[Some records]
- - - - - - -
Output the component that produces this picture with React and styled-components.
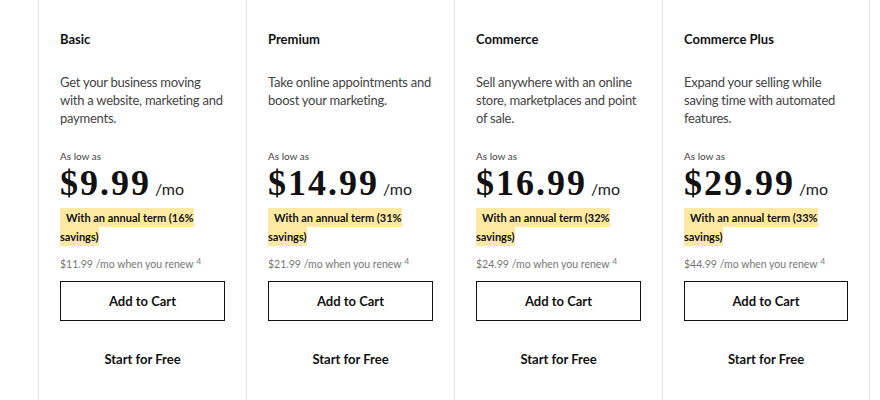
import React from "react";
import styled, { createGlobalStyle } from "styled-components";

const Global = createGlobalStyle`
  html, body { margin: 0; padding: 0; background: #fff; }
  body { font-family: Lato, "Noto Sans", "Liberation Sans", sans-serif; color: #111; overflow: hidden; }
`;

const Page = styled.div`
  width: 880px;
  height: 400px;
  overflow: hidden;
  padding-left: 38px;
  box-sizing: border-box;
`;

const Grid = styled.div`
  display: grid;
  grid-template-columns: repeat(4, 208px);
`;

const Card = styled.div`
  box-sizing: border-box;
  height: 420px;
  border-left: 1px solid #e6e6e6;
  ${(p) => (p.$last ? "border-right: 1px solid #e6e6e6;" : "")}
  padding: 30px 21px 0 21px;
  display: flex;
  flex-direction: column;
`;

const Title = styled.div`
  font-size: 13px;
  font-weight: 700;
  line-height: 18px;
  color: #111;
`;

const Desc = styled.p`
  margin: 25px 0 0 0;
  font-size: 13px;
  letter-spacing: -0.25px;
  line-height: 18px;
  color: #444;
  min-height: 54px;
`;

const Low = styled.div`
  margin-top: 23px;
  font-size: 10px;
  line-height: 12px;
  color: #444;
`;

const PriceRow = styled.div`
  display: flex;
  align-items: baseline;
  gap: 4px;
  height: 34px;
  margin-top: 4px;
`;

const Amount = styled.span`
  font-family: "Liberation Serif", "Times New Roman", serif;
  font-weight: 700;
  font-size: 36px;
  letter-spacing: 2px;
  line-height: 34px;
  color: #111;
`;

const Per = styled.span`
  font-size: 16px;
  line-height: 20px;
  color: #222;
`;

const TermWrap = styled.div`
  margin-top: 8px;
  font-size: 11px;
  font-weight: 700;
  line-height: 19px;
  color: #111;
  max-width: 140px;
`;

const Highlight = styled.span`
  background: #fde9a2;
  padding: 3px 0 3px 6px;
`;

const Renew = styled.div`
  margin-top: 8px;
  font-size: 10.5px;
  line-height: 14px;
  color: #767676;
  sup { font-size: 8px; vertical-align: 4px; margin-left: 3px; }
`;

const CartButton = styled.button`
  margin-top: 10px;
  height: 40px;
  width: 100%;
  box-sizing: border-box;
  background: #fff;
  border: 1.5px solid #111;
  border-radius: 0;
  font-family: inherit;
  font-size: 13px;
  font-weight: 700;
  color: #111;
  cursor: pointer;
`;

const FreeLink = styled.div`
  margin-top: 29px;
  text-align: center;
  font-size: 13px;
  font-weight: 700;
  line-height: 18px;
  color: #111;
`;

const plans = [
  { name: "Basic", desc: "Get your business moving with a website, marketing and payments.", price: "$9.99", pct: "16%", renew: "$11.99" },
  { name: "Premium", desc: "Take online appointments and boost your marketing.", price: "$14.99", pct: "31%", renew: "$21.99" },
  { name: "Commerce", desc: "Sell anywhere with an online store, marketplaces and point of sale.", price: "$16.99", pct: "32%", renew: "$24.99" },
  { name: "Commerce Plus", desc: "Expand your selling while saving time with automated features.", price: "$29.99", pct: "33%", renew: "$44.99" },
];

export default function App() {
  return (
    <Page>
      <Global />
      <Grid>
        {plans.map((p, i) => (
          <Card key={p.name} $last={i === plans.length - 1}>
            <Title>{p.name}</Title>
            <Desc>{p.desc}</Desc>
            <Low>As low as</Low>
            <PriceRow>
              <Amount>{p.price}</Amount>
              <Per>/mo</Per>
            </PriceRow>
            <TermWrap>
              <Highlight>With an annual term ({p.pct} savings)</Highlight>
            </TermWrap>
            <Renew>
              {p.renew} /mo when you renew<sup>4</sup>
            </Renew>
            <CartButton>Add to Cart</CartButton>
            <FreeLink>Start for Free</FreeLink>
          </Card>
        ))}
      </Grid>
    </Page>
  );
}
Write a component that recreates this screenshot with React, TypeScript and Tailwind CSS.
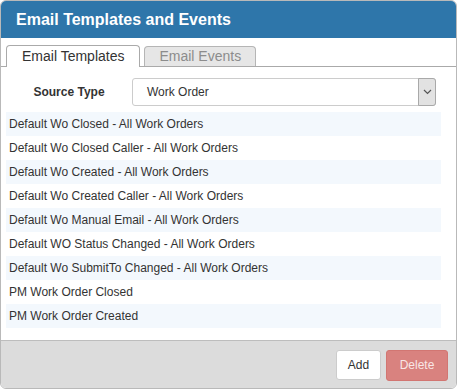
- - - - - - -
### INSTRUCTIONS TO FOLLOW
Copy out the listing exactly as it stands, but not the pictures.

### WRITTEN SOLUTION
Output the component that produces this picture with React and styled-components.
import React from "react";
import styled, { createGlobalStyle } from "styled-components";

const Global = createGlobalStyle`
  html, body { margin: 0; padding: 0; background: #fff; }
  body { font-family: Lato, "Noto Sans", "Liberation Sans", sans-serif; color: #111; overflow: hidden; }
`;

const Page = styled.div`
  width: 880px;
  height: 400px;
  overflow: hidden;
  padding-left: 38px;
  box-sizing: border-box;
`;

const Grid = styled.div`
  display: grid;
  grid-template-columns: repeat(4, 208px);
`;

const Card = styled.div`
  box-sizing: border-box;
  height: 420px;
  border-left: 1px solid #e6e6e6;
  ${(p) => (p.$last ? "border-right: 1px solid #e6e6e6;" : "")}
  padding: 30px 21px 0 21px;
  display: flex;
  flex-direction: column;
`;

const Title = styled.div`
  font-size: 13px;
  font-weight: 700;
  line-height: 18px;
  color: #111;
`;

const Desc = styled.p`
  margin: 25px 0 0 0;
  font-size: 13px;
  letter-spacing: -0.25px;
  line-height: 18px;
  color: #444;
  min-height: 54px;
`;

const Low = styled.div`
  margin-top: 23px;
  font-size: 10px;
  line-height: 12px;
  color: #444;
`;

const PriceRow = styled.div`
  display: flex;
  align-items: baseline;
  gap: 4px;
  height: 34px;
  margin-top: 4px;
`;

const Amount = styled.span`
  font-family: "Liberation Serif", "Times New Roman", serif;
  font-weight: 700;
  font-size: 36px;
  letter-spacing: 2px;
  line-height: 34px;
  color: #111;
`;

const Per = styled.span`
  font-size: 16px;
  line-height: 20px;
  color: #222;
`;

const TermWrap = styled.div`
  margin-top: 8px;
  font-size: 11px;
  font-weight: 700;
  line-height: 19px;
  color: #111;
  max-width: 140px;
`;

const Highlight = styled.span`
  background: #fde9a2;
  padding: 3px 0 3px 6px;
`;

const Renew = styled.div`
  margin-top: 8px;
  font-size: 10.5px;
  line-height: 14px;
  color: #767676;
  sup { font-size: 8px; vertical-align: 4px; margin-left: 3px; }
`;

const CartButton = styled.button`
  margin-top: 10px;
  height: 40px;
  width: 100%;
  box-sizing: border-box;
  background: #fff;
  border: 1.5px solid #111;
  border-radius: 0;
  font-family: inherit;
  font-size: 13px;
  font-weight: 700;
  color: #111;
  cursor: pointer;
`;

const FreeLink = styled.div`
  margin-top: 29px;
  text-align: center;
  font-size: 13px;
  font-weight: 700;
  line-height: 18px;
  color: #111;
`;

const plans = [
  { name: "Basic", desc: "Get your business moving with a website, marketing and payments.", price: "$9.99", pct: "16%", renew: "$11.99" },
  { name: "Premium", desc: "Take online appointments and boost your marketing.", price: "$14.99", pct: "31%", renew: "$21.99" },
  { name: "Commerce", desc: "Sell anywhere with an online store, marketplaces and point of sale.", price: "$16.99", pct: "32%", renew: "$24.99" },
  { name: "Commerce Plus", desc: "Expand your selling while saving time with automated features.", price: "$29.99", pct: "33%", renew: "$44.99" },
];

export default function App() {
  return (
    <Page>
      <Global />
      <Grid>
        {plans.map((p, i) => (
          <Card key={p.name} $last={i === plans.length - 1}>
            <Title>{p.name}</Title>
            <Desc>{p.desc}</Desc>
            <Low>As low as</Low>
            <PriceRow>
              <Amount>{p.price}</Amount>
              <Per>/mo</Per>
            </PriceRow>
            <TermWrap>
              <Highlight>With an annual term ({p.pct} savings)</Highlight>
            </TermWrap>
            <Renew>
              {p.renew} /mo when you renew<sup>4</sup>
            </Renew>
            <CartButton>Add to Cart</CartButton>
            <FreeLink>Start for Free</FreeLink>
          </Card>
        ))}
      </Grid>
    </Page>
  );
}
Write a component that recreates this screenshot with React, TypeScript and Tailwind CSS.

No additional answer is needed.